§ **REQUIREMENTS**
Determine the number of lines in these entries that hold the word "html". Give the number and nothing more.

··· MATERIAL PROVIDED ···

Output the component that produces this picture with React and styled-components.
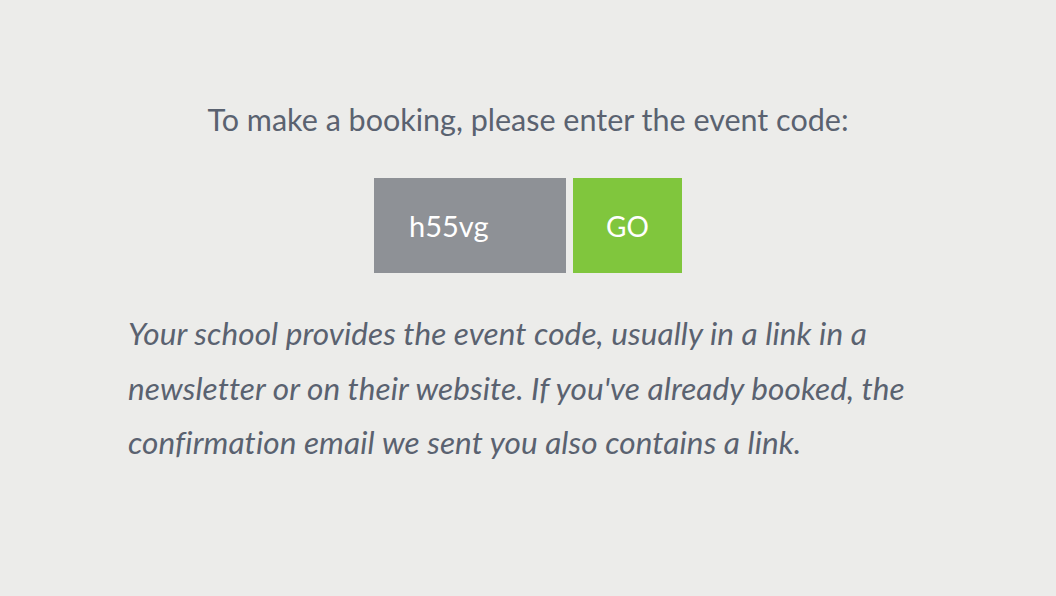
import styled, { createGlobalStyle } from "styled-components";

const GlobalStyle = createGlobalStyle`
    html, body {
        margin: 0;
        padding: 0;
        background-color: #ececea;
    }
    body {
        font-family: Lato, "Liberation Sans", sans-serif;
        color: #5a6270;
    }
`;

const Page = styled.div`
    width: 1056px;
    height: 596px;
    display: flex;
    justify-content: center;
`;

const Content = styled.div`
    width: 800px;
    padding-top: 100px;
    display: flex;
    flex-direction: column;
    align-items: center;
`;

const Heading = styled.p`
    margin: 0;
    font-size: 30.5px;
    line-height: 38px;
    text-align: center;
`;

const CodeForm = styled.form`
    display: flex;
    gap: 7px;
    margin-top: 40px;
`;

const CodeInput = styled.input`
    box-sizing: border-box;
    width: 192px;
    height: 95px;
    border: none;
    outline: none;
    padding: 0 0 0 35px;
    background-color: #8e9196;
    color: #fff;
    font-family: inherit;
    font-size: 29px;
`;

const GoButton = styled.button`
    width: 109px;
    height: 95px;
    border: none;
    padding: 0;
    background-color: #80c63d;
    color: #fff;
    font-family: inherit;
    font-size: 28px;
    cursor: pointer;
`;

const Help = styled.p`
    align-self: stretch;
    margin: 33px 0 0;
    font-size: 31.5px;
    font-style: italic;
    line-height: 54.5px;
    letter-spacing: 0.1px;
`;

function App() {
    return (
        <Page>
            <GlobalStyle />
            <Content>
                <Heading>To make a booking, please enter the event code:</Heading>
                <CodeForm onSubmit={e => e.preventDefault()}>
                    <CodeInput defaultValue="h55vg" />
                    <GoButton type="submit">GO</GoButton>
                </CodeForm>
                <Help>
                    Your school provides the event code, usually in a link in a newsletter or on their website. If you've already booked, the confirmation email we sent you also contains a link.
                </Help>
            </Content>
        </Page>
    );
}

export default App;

···
··· MATERIAL PROVIDED ···

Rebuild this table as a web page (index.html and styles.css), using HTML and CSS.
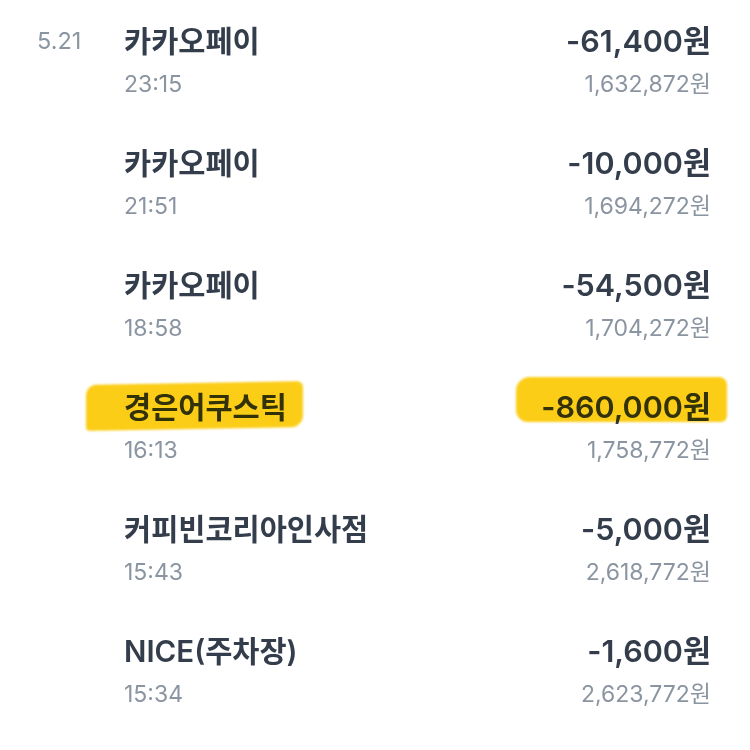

···

§ **FULL ANSWER**
2